Bizde de öyle oldu, ilahilerle başlayıp halk türküleriyle devam ettik; laf aramızda asker İzzetin de meşk'i çok hoştu. Koromuzda kimler yok ki, doktor'dan ressama, tacirden üniversiteliye birbirinden kıymetli bu insanlar, daha sonra memleket meseleleri konuşurken genç kardeşlerimizde abilerinin sırtlarını keselemeyi bitirdiler. İki saate yakın olan hamam sefamız finale doğru yanı yıkanma bölümü başladı, herkes kendine bir "kurna" seçip Kilis'in meşhur zeytin sabununun ferahlığıyla bu asli vazifeyi de bitirip bornozlarımızı "meşefe" giyip çıkmaya başladık. Yıkanmayı bekleyenler yıkananlara sıhhatler "saatler olsun der. Bu giriş bölümüne kadar böyle devam eder, buraya gelince, daha önce yıkanmış olanlar yıkananlara sıhhatler olsun der.

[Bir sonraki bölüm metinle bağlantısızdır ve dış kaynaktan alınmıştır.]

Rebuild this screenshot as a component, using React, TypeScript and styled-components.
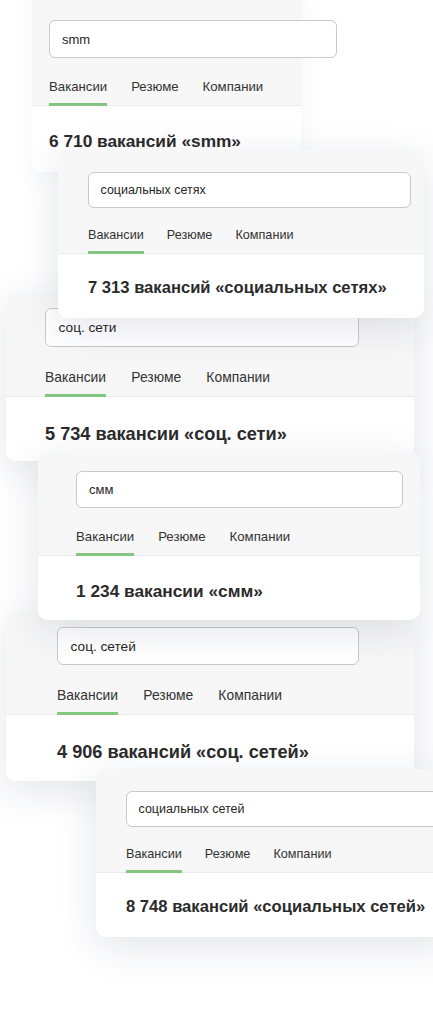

Artık dinlenme safhası başlar, semaverde fokurdayan demli çaylar hararetin azalması için,peş peşe dökülür bardaklara...
Dört ayak üzerine bina edilmiş kubbeden güneş ışınlarının gelişiyle, bizim de gitme zamanımızın gelişi örtüştü. Abdullah amcaya, tellağa, meşefeciye, kârhaneye bereket" diyerek çocukluk anılarımızı tazelemiş bir şekilde ayrılmış olduk. "Asker hamamından" Uğur kardeşimizin kınalı kuzusuna veda ederken "en büyük asker bizim asker" deyip, babasına ve yakınlarına ayrıldığınız gibi kavuşasınız temennisiyle Allaha emanet olun diyorum.